Partant d’une réflexion de Paul B. Preciado d’après Tonio Negri, l’exposition oppose la furtivité des stratégies renardes (la construction d’identités par ruse)   à la brutalité des stratégies lionnes (l’assignation de normes par la force). L’exposition dit son refus de tout rapport d’autorité. Les œuvres historiques, empruntées aux collections du Centre Pompidou (Pane, Nauman, Burroughs, Schneider…), côtoient celles de nouveaux artistes, parmi lesquels se distinguent Laura Bottereau & Marine Fiquet, par leur tendre impertinence, ou Arthur Gilet, dont les choix plastiques (céramiques kitsch, cartes de saints decoupées) disent avec justesse la difficulté à se séparer des personnages familiers qui hantent nos identités.

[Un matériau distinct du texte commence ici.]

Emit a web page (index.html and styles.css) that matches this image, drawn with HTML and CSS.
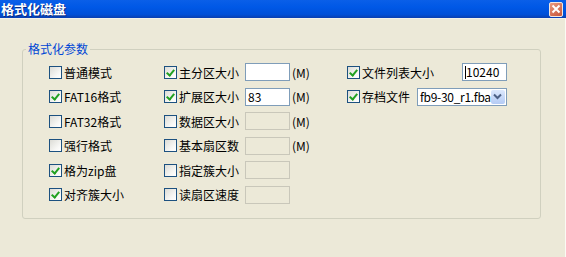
FILE: index.html
```html
<!DOCTYPE html>
<html lang="zh-CN">
<head>
    <meta charset="UTF-8">
    <title>格式化磁盘</title>
    <link rel="stylesheet" href="styles.css">
</head>
<body>
    <div class="window">
        <div class="titlebar">
            <span class="title">格式化磁盘</span>
            <span class="close">
                <svg width="10" height="10" viewBox="0 0 10 10"><path d="M1.5 1.5 L8.5 8.5 M8.5 1.5 L1.5 8.5" stroke="#fff" stroke-width="2"/></svg>
            </span>
        </div>
        <div class="content">
            <fieldset class="group">
                <legend>格式化参数</legend>
                <div class="cols">
                    <div class="col col-a">
                        <div class="row"><span class="box"></span>普通模式</div>
                        <div class="row"><span class="box on"></span>FAT16格式</div>
                        <div class="row"><span class="box"></span>FAT32格式</div>
                        <div class="row"><span class="box"></span>强行格式</div>
                        <div class="row"><span class="box on"></span>格为zip盘</div>
                        <div class="row"><span class="box on"></span>对齐簇大小</div>
                    </div>
                    <div class="col col-b">
                        <div class="row"><span class="lbl"><span class="box on"></span>主分区大小</span><span class="field"></span><span class="unit">(M)</span></div>
                        <div class="row"><span class="lbl"><span class="box on"></span>扩展区大小</span><span class="field">83</span><span class="unit">(M)</span></div>
                        <div class="row"><span class="lbl"><span class="box"></span>数据区大小</span><span class="field off"></span><span class="unit">(M)</span></div>
                        <div class="row"><span class="lbl"><span class="box"></span>基本扇区数</span><span class="field off"></span><span class="unit">(M)</span></div>
                        <div class="row"><span class="lbl"><span class="box"></span>指定簇大小</span><span class="field off"></span></div>
                        <div class="row"><span class="lbl"><span class="box"></span>读扇区速度</span><span class="field off"></span></div>
                    </div>
                    <div class="col col-c">
                        <div class="row"><span class="lbl wide"><span class="box on"></span>文件列表大小</span><span class="field"><span class="caret"></span>10240</span></div>
                        <div class="row"><span class="lbl"><span class="box on"></span>存档文件</span>
                            <span class="select">fb9-30_r1.fba<span class="drop"><svg width="9" height="7" viewBox="0 0 9 7"><path d="M1 1.5 L4.5 5 L8 1.5" fill="none" stroke="#4d6185" stroke-width="2"/></svg></span></span>
                        </div>
                    </div>
                </div>
            </fieldset>
        </div>
    </div>
</body>
</html>
```

FILE: styles.css
```css
body {
    margin: 0;
    background: #ece9d8;
    font-family: 'Noto Sans CJK SC', 'DejaVu Sans', sans-serif;
    font-size: 12px;
    color: #000;
}

.window {
    width: 566px;
    height: 257px;
    background: #ece9d8;
    overflow: hidden;
}

.titlebar {
    height: 18px;
    background: linear-gradient(180deg, #0a5fe8 0%, #0058e6 40%, #0050d8 80%, #0a3fb0 100%);
    border-bottom: 1px solid #f4f2e8;
    display: flex;
    align-items: center;
    justify-content: space-between;
}

.title {
    color: #fff;
    font-weight: bold;
    font-size: 13px;
    padding-left: 1px;
    text-shadow: 1px 1px 0 #0a2a80;
    line-height: 18px;
}

.close {
    width: 12px;
    height: 13px;
    margin-right: 3px;
    border: 1px solid #f2e6e0;
    border-radius: 2px;
    background: linear-gradient(145deg, #e89a80, #c8553a);
    display: flex;
    align-items: center;
    justify-content: center;
}

.content {
    padding: 22px 24px 0 22px;
    border-right: 1px solid #fbfaf4;
    height: 220px;
    width: 519px;
}

.group {
    margin: 0;
    padding: 3px 0 0 26px;
    height: 173px;
    border: 1px solid #d0d0bf;
    border-radius: 3px;
}

.group legend {
    color: #0046d5;
    padding: 0 2px;
    margin-left: -23px;
    line-height: 16px;
}

.cols {
    display: flex;
}

.col-a { width: 115px; }
.col-b { width: 183px; }

.row {
    height: 24.5px;
    display: flex;
    align-items: center;
    white-space: nowrap;
}

.box {
    width: 11px;
    height: 11px;
    border: 1px solid #1c5180;
    background: linear-gradient(135deg, #dcdcd6, #f8f8f6 70%, #fff);
    margin-right: 2px;
    flex-shrink: 0;
    position: relative;
}

.box.on::after {
    content: "";
    position: absolute;
    left: 3px;
    top: 1px;
    width: 3px;
    height: 6px;
    border: solid #21a121;
    border-width: 0 2px 2px 0;
    transform: rotate(40deg);
}

.lbl {
    display: flex;
    align-items: center;
    width: 81px;
}

.lbl.wide { width: 115px; }

.col-c .row:nth-child(2) .lbl { width: 70px; }

.field {
    height: 16px;
    border: 1px solid #7f9db9;
    background: #fff;
    line-height: 16px;
    padding-left: 2px;
    box-sizing: content-box;
    width: 41px;
    display: flex;
    align-items: center;
}

.field.off {
    background: #ece9d8;
    border-color: #c9c7ba;
}

.caret {
    width: 1px;
    height: 13px;
    background: #000;
}

.unit {
    margin-left: 2px;
}

.select {
    height: 16px;
    border: 1px solid #7f9db9;
    background: #fff;
    display: flex;
    align-items: center;
    justify-content: space-between;
    padding-left: 2px;
    box-sizing: content-box;
    width: 86px;
    letter-spacing: -0.3px;
}

.drop {
    width: 15px;
    height: 14px;
    margin-right: 1px;
    border-radius: 2px;
    background: linear-gradient(180deg, #dce8fc, #b4cbf5);
    display: flex;
    align-items: center;
    justify-content: center;
}
```
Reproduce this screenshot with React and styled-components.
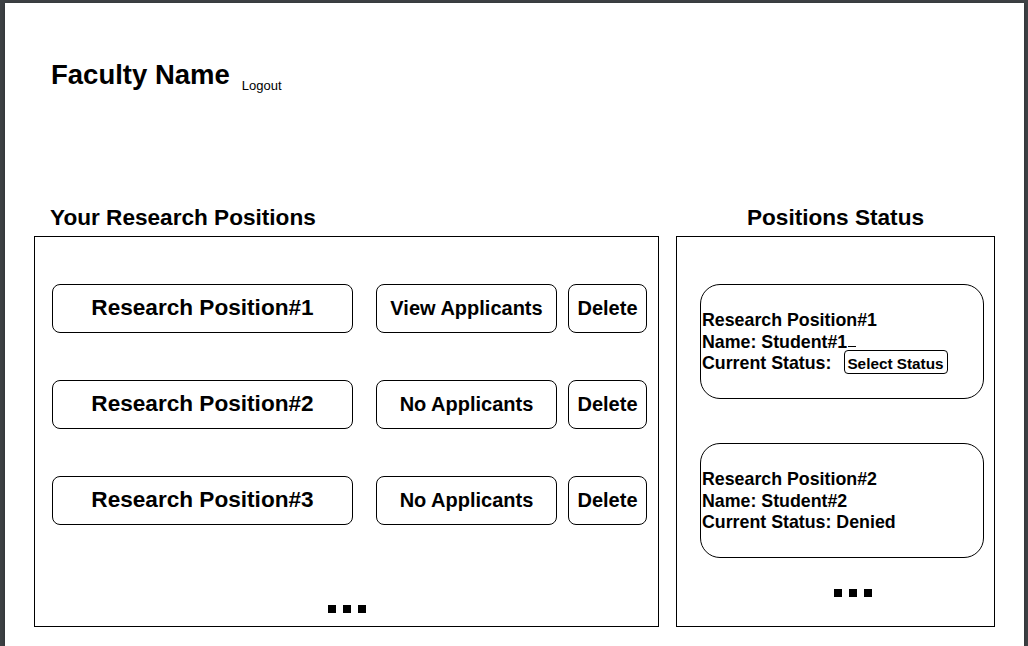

La marginalité des œuvres est redoublée par la présence d’artistes singuliers qui, à l’image de La Bourette, de Jean-Luc Verna, de Steven Cohen ou de Nadège Piton par SMITH, sont de véritables sculptures vivantes, marquées par la fluidité des genres et le goût de la métamorphose. lls font signe vers une réorganisation des attributs identitaires, articulée à la question de la redéfinition du féminin. En regard, les vagins de Béatrice Cussol ou d’Annette Messager valent toutes les lèvres des féministes, quand les collages pop-intimistes de Roberta Marrero ou les archives d’Annie Sprinkle concourent au renversement des ordres phallocrates.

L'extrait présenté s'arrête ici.